Check out this clip of Jack Mallers, CEO of Lighting-based payments company Strike, for just a glimpse of what will be built in the future:
The problems with the dollar system are much more foundational than just the one highlighted above. When it comes to trust, the settlement of value is just the start. As Satoshi noted in an online forum more than a decade ago:
“The root problem with conventional currency is all the trust that’s required to make it work. The central bank must be trusted not to debase the currency, but the history of fiat currencies is full of breaches of that trust.”
The Sacking Of Troy: Outcompeting the Dollar
To many, the most important problem that bitcoin solved is pegging money. The monetary debasement that has occurred for decades created the need for an incorruptible monetary system, outside of the power of any human to control or manipulate. The notion that a small group of humans are “needed” to manage the monetary supply on behalf of the rest of the civilization is archaic at best, and insidious at worst.
Pictured below is a chart of the year-over-year change of M2 money stock, which is calculated by the Federal Reserve System by “summing savings deposits (before May 2020), small-denomination time deposits, and retail MMFs [money market funds], each seasonally adjusted separately, and adding this result to seasonally adjusted M1.”
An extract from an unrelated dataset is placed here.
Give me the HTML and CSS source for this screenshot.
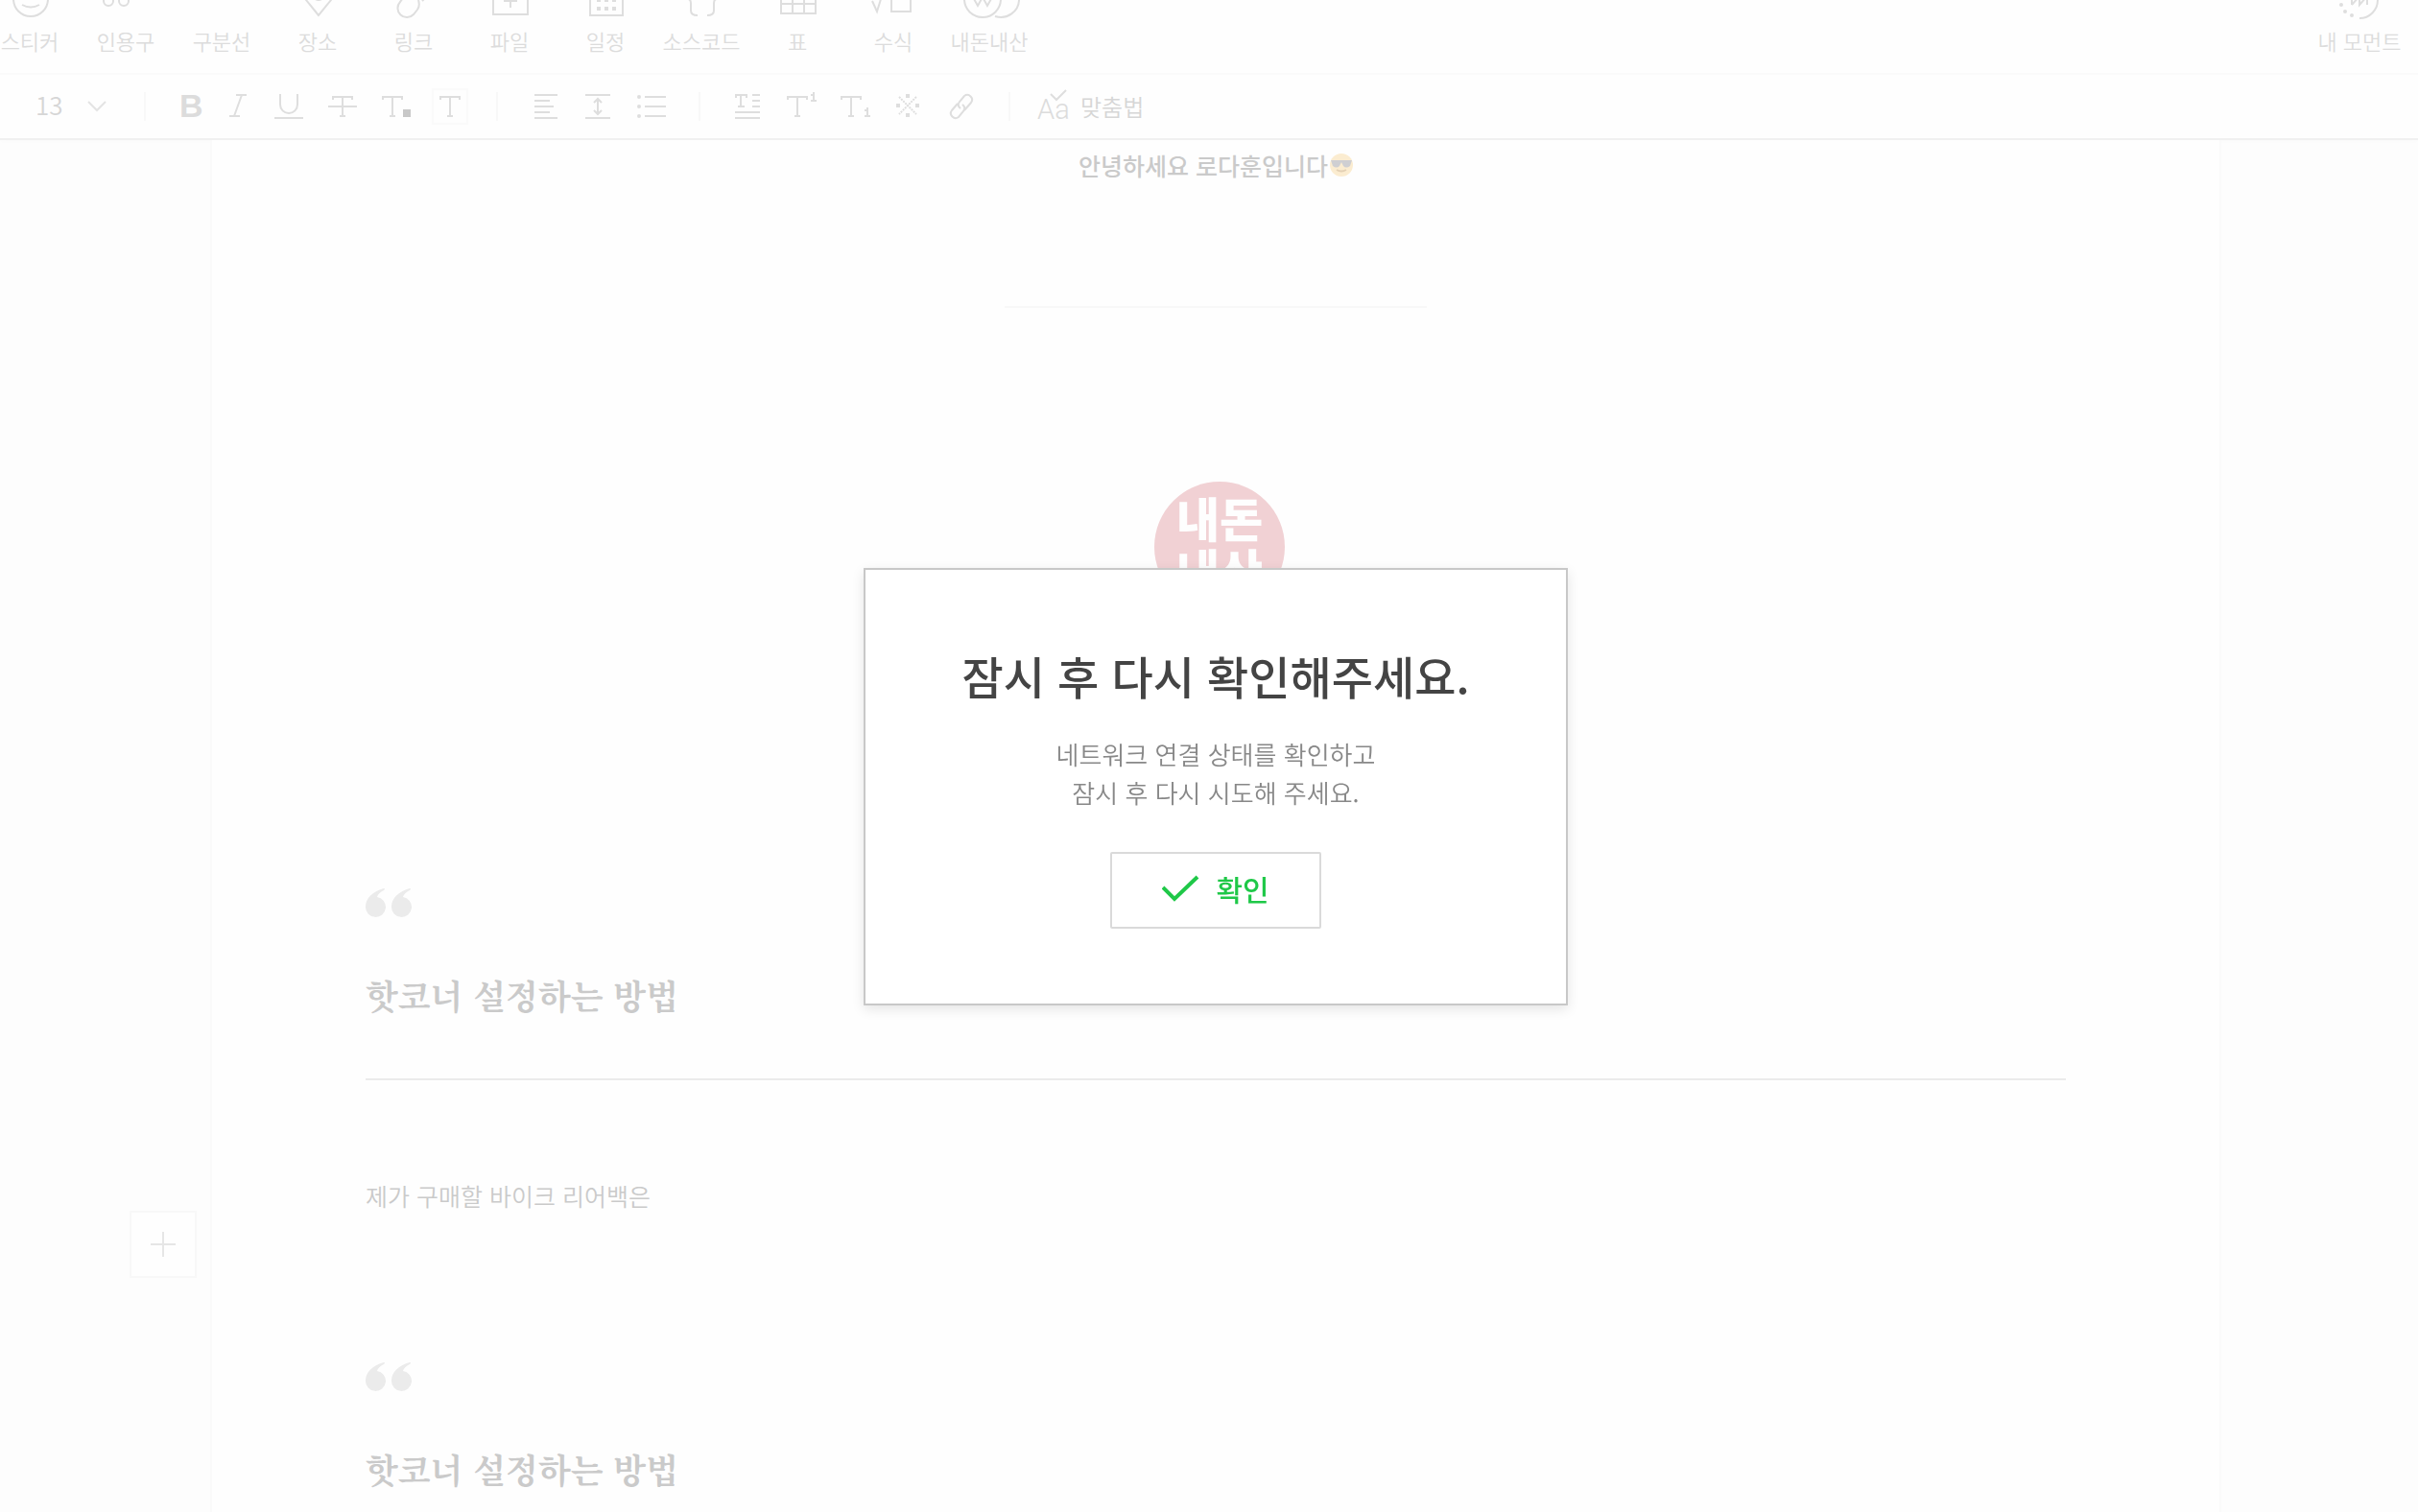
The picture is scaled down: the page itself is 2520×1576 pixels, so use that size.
FILE: index.html
```
<!DOCTYPE html>
<html lang="ko">
<head>
  <meta charset="utf-8">
  <title>글쓰기</title>
  <link rel="stylesheet" href="styles.css">
</head>
<body>
  <header class="header">
    <div class="insert-bar">
      <button class="insert-button">
        <svg class="icon" viewBox="0 0 44 44"><circle cx="23" cy="22" r="18"/><path d="M14 28q9 5 18 0M16 17v3M30 17v3"/></svg>
        스티커
      </button>
      <button class="insert-button">
        <svg class="icon" viewBox="0 0 44 44"><circle cx="4" cy="24" r="5"/><circle cx="20" cy="24" r="5"/><path d="M-1 23q0-8 6-11M15 23q0-8 6-11"/></svg>
        인용구
      </button>
      <button class="insert-button">
        <svg class="icon" viewBox="0 0 44 44"><path d="M4 10h36"/></svg>
        구분선
      </button>
      <button class="insert-button">
        <svg class="icon" viewBox="0 0 44 44"><path d="M23 39L10 23q-3-4-3-8a16 16 0 0 1 32 0q0 4-3 8z"/><circle cx="23" cy="17" r="6"/></svg>
        장소
      </button>
      <button class="insert-button">
        <svg class="icon" viewBox="0 0 44 44"><path d="M15 15L8 25a9 9 0 0 0 14 13l4-5q3-4 1-10M31 24l2-2"/></svg>
        링크
      </button>
      <button class="insert-button">
        <svg class="icon" viewBox="0 0 44 44"><path d="M5 8h36v30H5zM23 16v15M16 24h14"/></svg>
        파일
      </button>
      <button class="insert-button">
        <svg class="icon" viewBox="0 0 44 44"><path d="M6 8h34v31H6z"/><path class="dots" d="M13 21h4v4h-4zM21 21h4v4h-4zM29 21h4v4h-4zM13 30h4v4h-4zM21 30h4v4h-4zM29 30h4v4h-4z"/></svg>
        일정
      </button>
      <button class="insert-button">
        <svg class="icon" viewBox="0 0 44 44"><path d="M18 6q-7 0-7 5v7q0 4-3 4 3 0 3 5v7q0 5 7 5M28 6q7 0 7 5v7q0 4 3 4-3 0-3 5v7q0 5-7 5"/></svg>
        소스코드
      </button>
      <button class="insert-button">
        <svg class="icon" viewBox="0 0 44 44"><path d="M5 8h36v29H5zM17 8v29M29 8v29M5 17h36M5 27h36"/></svg>
        표
      </button>
      <button class="insert-button">
        <svg class="icon" viewBox="0 0 44 44"><path d="M0 24l5 11 9-29h28M20 15h20v20H20z"/></svg>
        수식
      </button>
      <button class="insert-button">
        <svg class="icon" viewBox="0 0 44 44"><circle cx="15" cy="22" r="19"/><path d="M28 40a19 19 0 1 0 0-36M5 20l5 9 5-9 5 9 5-9"/></svg>
        내돈내산
      </button>
      <button class="insert-button moment">
        <svg class="icon" viewBox="0 0 44 44"><path d="M22 4a19 19 0 0 1 0 38M14 28V16M14 28l8-9v9l8-9v9"/><circle class="dots" cx="3" cy="28" r="2"/><circle class="dots" cx="7" cy="35" r="2"/><circle class="dots" cx="14" cy="39" r="2"/></svg>
        내 모먼트
      </button>
    </div>

    <div class="format-bar">
      <div class="font-size">
        <select class="font-size-select" aria-label="글자 크기">
          <option>11</option>
          <option selected>13</option>
          <option>15</option>
          <option>16</option>
        </select>
        <svg class="chevron" viewBox="0 0 20 12"><path d="M1 1l9 9 9-9"/></svg>
      </div>
      <span class="separator"></span>
      <button class="tool narrow" aria-label="굵게">
        <svg class="icon" viewBox="0 0 44 44"><text class="bold-letter" x="11" y="33">B</text></svg>
      </button>
      <button class="tool narrow" aria-label="기울임꼴">
        <svg class="icon" viewBox="0 0 44 44"><path d="M20 10h11M13 32h11M26 10l-8 22"/></svg>
      </button>
      <button class="tool" aria-label="밑줄">
        <svg class="icon" viewBox="0 0 44 44"><path d="M13 9v11a9 9 0 0 0 18 0V9M7 34h30"/></svg>
      </button>
      <button class="tool" aria-label="취소선">
        <svg class="icon" viewBox="0 0 44 44"><path d="M12 15v-3h20v3M22 12v20M19 32h6M7 22h30"/></svg>
      </button>
      <button class="tool" aria-label="글자색">
        <svg class="icon" viewBox="0 0 44 44"><path d="M8 15v-3h20v3M18 12v20M15 32h6"/><path class="swatch" d="M29 25h8v8h-8z"/></svg>
      </button>
      <button class="tool" aria-label="글자 배경색">
        <svg class="icon" viewBox="0 0 44 44"><path class="swatch-box" d="M4 4h36v36H4z"/><path d="M12 15v-3h20v3M22 12v20M19 32h6"/></svg>
      </button>
      <span class="separator"></span>
      <button class="tool" aria-label="정렬">
        <svg class="icon" viewBox="0 0 44 44"><path d="M11 10h24M11 16h16M11 22h20M11 28h16M11 34h24"/></svg>
      </button>
      <button class="tool" aria-label="줄 간격">
        <svg class="icon" viewBox="0 0 44 44"><path d="M8 10h26M8 34h26M21 14v16M17 18l4-4 4 4M17 26l4 4 4-4"/></svg>
      </button>
      <button class="tool" aria-label="목록">
        <svg class="icon" viewBox="0 0 44 44"><path d="M14 12h22M14 22h22M14 32h22"/><circle class="dots" cx="8" cy="12" r="1"/><circle class="dots" cx="8" cy="22" r="1"/><circle class="dots" cx="8" cy="32" r="1"/></svg>
      </button>
      <span class="separator"></span>
      <button class="tool" aria-label="문단 서식">
        <svg class="icon" viewBox="0 0 44 44"><path d="M10 13v-3h11v3M15 10v12M12 22h7M27 10h8M27 16h8M27 22h8M9 28h26M9 34h26"/></svg>
      </button>
      <button class="tool" aria-label="위 첨자">
        <svg class="icon" viewBox="0 0 44 44"><path d="M8 15v-3h20v3M18 12v20M15 32h6M32 10h3M35 7v9M32 16h6"/></svg>
      </button>
      <button class="tool" aria-label="아래 첨자">
        <svg class="icon" viewBox="0 0 44 44"><path d="M8 15v-3h20v3M18 12v20M15 32h6M32 26h3M35 23v9M32 32h6"/></svg>
      </button>
      <button class="tool" aria-label="특수문자">
        <svg class="icon" viewBox="0 0 44 44"><path stroke-dasharray="2 1" d="M12 12l18 18M30 12L12 30"/><path class="marks" d="M19 9h4v4h-4zM19 29h4v4h-4zM9 19h4v4H9zM29 19h4v4h-4z"/></svg>
      </button>
      <button class="tool" aria-label="링크">
        <svg class="icon" viewBox="0 0 44 44"><path d="M17 19l-6 7a5 5 0 0 0 7 7l5-6q3-4-1-7M24 26l7-8a5 5 0 0 0-7-7l-5 6q-3 4 1 7"/></svg>
      </button>
      <span class="separator"></span>
      <button class="spell-button">
        <svg class="icon" viewBox="0 0 44 44"><text class="thin-letter" x="7" y="35">Aa</text><path d="M21 9l6 6L37 5"/></svg>
        맞춤법
      </button>
    </div>
  </header>

  <main class="workspace">
    <article class="sheet">
      <p class="intro">안녕하세요 로다훈입니다<svg class="emoji" viewBox="0 0 24 24"><circle class="face" cx="12" cy="12" r="12"/><path class="glasses" d="M1 7h22l-2 6q-4 3-7 0l-2-4-2 4q-3 3-7 0z"/><path class="mouth" d="M7 17q5 3 10 0"/></svg></p>
      <hr class="divider">
      <svg class="stamp" viewBox="0 0 144 136">
        <circle cx="76" cy="68" r="68"/>
        <text x="76" y="58">내돈</text>
        <text x="76" y="112">내산</text>
      </svg>
      <section class="quote">
        <svg class="quote-mark" viewBox="0 0 48 32"><path id="mark" d="M19 1C8 4 0 11 0 20a10.500 10.500 0 1 0 12-10q1-4 7-7 2-2 0-2z"/><use href="#mark" x="27"/></svg>
        <h2 class="quote-title">핫코너 설정하는 방법</h2>
      </section>
      <p class="paragraph">제가 구매할 바이크 리어백은</p>
      <section class="quote">
        <svg class="quote-mark" viewBox="0 0 48 32"><use href="#mark"/><use href="#mark" x="27"/></svg>
        <h2 class="quote-title">핫코너 설정하는 방법</h2>
      </section>
    </article>
    <button class="add-button" aria-label="추가">
      <svg class="icon" viewBox="0 0 44 44"><path d="M22 9v26M9 22h26"/></svg>
    </button>
  </main>

  <div class="overlay">
    <div class="popup" role="alertdialog" aria-labelledby="popup-title">
      <h1 class="popup-title" id="popup-title">잠시 후 다시 확인해주세요.</h1>
      <p class="popup-text">네트워크 연결 상태를 확인하고<br>잠시 후 다시 시도해 주세요.</p>
      <button class="confirm-button">
        <svg class="check" viewBox="0 0 40 28"><path d="M1 13l12 12L37 2"/></svg>
        확인
      </button>
    </div>
  </div>
</body>
</html>
```
FILE: styles.css
```
* {
  box-sizing: border-box;
}

body {
  margin: 0;
  height: 100vh;
  display: flex;
  flex-direction: column;
  overflow: hidden;
  background-color: #fdfdfd;
  color: #cacaca;
  font-family: "Noto Sans CJK KR", sans-serif;
}

button,
select {
  font: inherit;
  color: inherit;
  background: none;
  border: 0;
  padding: 0;
  margin: 0;
  cursor: pointer;
}

h1,
h2,
p {
  margin: 0;
}

.icon {
  display: block;
  width: 44px;
  height: 44px;
  fill: none;
  stroke: #dedede;
  stroke-width: 2;
  overflow: visible;
}

.icon .dots {
  fill: #dedede;
}

.icon .marks {
  fill: #dedede;
  stroke: none;
}

.insert-bar .dots {
  stroke: none;
}

/* top bars */
.header {
  flex: none;
  margin-top: -32px;
  background-color: #fefefe;
  border-bottom: 2px solid #f0f0f0;
  box-shadow: 0 2px 6px rgba(0, 0, 0, 0.01);
}

.insert-bar {
  display: flex;
  margin-left: -19px;
  padding: 9px 11px 22px 0;
  border-bottom: 2px solid #fafafa;
}

.insert-button {
  display: flex;
  flex-direction: column;
  align-items: center;
  gap: 9px;
  width: 100px;
  font-size: 22px;
  font-weight: 350;
  line-height: 24px;
  color: #dcdcdc;
  white-space: nowrap;
}

.moment {
  margin-left: auto;
}

.format-bar {
  display: flex;
  align-items: center;
  height: 66px;
  font-size: 24px;
  font-weight: 350;
}

.font-size {
  position: relative;
  width: 130px;
}

.font-size-select {
  appearance: none;
  width: 100%;
  padding: 0 0 4px 37px;
  color: #d6d6d6;
  font-size: 26px;
  line-height: 36px;
}

.chevron {
  position: absolute;
  top: 14px;
  right: 19px;
  width: 20px;
  height: 12px;
  fill: none;
  stroke: #e4e4e4;
  stroke-width: 2;
  pointer-events: none;
}

.separator {
  width: 2px;
  height: 30px;
  margin: 0 21px 0 20px;
  background-color: #f8f8f8;
}

.tool {
  display: flex;
  justify-content: center;
  width: 56px;
}

.narrow {
  width: 50px;
}

.bold-letter,
.thin-letter {
  fill: #dcdcdc;
  stroke: none;
}

.bold-letter {
  font-family: "Liberation Sans", sans-serif;
  font-size: 34px;
  font-weight: bold;
}

.thin-letter {
  font-family: Roboto, sans-serif;
  font-size: 29px;
  font-weight: 300;
}

.icon .swatch {
  fill: #c8c8c8;
  stroke: none;
}

.icon .swatch-box {
  stroke: #fafafa;
}

.spell-button {
  display: flex;
  align-items: center;
  gap: 8px;
  color: #d6d6d6;
  line-height: 36px;
}

/* editor */
.workspace {
  position: relative;
  flex: 1;
  display: flex;
  min-height: 0;
}

.sheet {
  flex: 1;
  margin: 0 205px 0 219px;
  padding: 6px 160px 0;
  background-color: #fefefe;
  border: solid #fafafa;
  border-width: 0 2px;
  font-size: 25px;
  line-height: 40px;
  overflow: hidden;
}

.intro {
  display: flex;
  justify-content: center;
  align-items: center;
  gap: 2px;
  font-weight: 500;
}

.emoji {
  width: 24px;
  height: 24px;
}

.face {
  fill: #fbecd0;
}

.glasses {
  fill: #cfcfd2;
}

.mouth {
  fill: none;
  stroke: #e3d0b4;
  stroke-width: 2;
}

.divider {
  width: 440px;
  height: 2px;
  margin: 127px auto 181px;
  border: 0;
  background-color: #f8f8f8;
}

.stamp {
  display: block;
  width: 144px;
  height: 136px;
  margin: 0 auto 287px;
  fill: #f1d1d4;
}

.stamp text {
  fill: #fefefe;
  font-size: 49px;
  font-weight: 900;
  text-anchor: middle;
}

.quote {
  padding-bottom: 61px;
  border-bottom: 2px solid #ebebeb;
}

.quote-mark {
  display: block;
  width: 48px;
  height: 32px;
  fill: #ebebeb;
}

.quote-title {
  margin-top: 54px;
  font-family: "Nanum Myeongjo", "Noto Serif CJK KR", "Noto Sans CJK KR", serif;
  font-size: 35px;
  line-height: 52px;
}

.paragraph {
  margin: 100px 0 153px;
  font-weight: 350;
}

.add-button {
  position: absolute;
  left: 135px;
  top: 1116px;
  display: flex;
  justify-content: center;
  align-items: center;
  width: 70px;
  height: 70px;
  background-color: #fefefe;
  border: 2px solid #f8f8f8;
}

.add-button .icon {
  stroke: #e6e6e6;
}

/* popup */
.overlay {
  position: fixed;
  inset: 0;
  display: flex;
  justify-content: center;
  align-items: center;
  padding: 64px 0 0 14px;
}

.popup {
  width: 734px;
  padding: 74px 40px 78px;
  background-color: #fff;
  border: 2px solid #c8c8c8;
  box-shadow: 0 4px 12px rgba(0, 0, 0, 0.1);
  text-align: center;
}

.popup-title {
  color: #444;
  font-size: 47px;
  font-weight: 500;
  line-height: 72px;
}

.popup-text {
  margin: 26px 0 42px;
  color: #888;
  font-size: 26px;
  font-weight: 350;
  line-height: 40px;
}

.confirm-button {
  display: flex;
  justify-content: center;
  align-items: center;
  gap: 16px;
  width: 220px;
  height: 80px;
  margin: 0 auto;
  padding-bottom: 4px;
  border: 2px solid #dadada;
  border-radius: 2px;
  color: #1fc848;
  font-size: 30px;
  font-weight: 500;
}

.check {
  width: 40px;
  height: 28px;
  fill: none;
  stroke: #1fc848;
  stroke-width: 4;
}
```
With the advent of bitcoin came the first absolutely scarce monetary asset. A monetary asset with a perfectly inelastic supply issuance is a discovery akin to the discovery of electricity. Demand for bitcoin and bitcoin production has continued to increase in an exponential fashion for the last 12 years, however no additional units of supply can be created. The same cannot be said about gold, and certainly cannot be said about the dollar.
With proof-of-work mining, bitcoin is the first monetary network that perfectly respects the laws of thermodynamics, a truly monumental breakthrough for humanity. Wth an absolutely scarce monetary asset built into an incorruptible monetary protocol, humanity for the first time has a ruler for economic calculation that is pure signal, and no noise. There has never been an asset/commodity with the supply side of the supply/demand equation completely fixed. The implications are immense, and any comparison to gold are either misguided or purposefully deceitful.
To conclude, after hearing the chair of the Federal Reserve address bitcoin earlier this week, there are two distinct possibilities:
- The incumbents of the global monetary system are threatened. Bitcoin clearly disrupts their monopoly on money and credit, and renders them useless. To try and combat this, a smear campaign on bitcoin is attempted where “volatility,” “speculation” and “money laundering” are thrown around in a never-ending cycle of FUD.
- The second possibility is that they are truly asleep. The horse has entered Troy, and they have no idea what is inside the belly of the beast.
The good news for humanity is, regardless of what Powell or any other unelected bureaucrat says or thinks, bitcoin is much more than just digital gold. The powers that be are in for a rude awakening if they believe that’s how this ends.
Troy will be ransacked. The dollar will fall, and out of the ashes truth, liberty and sovereignty will prevail.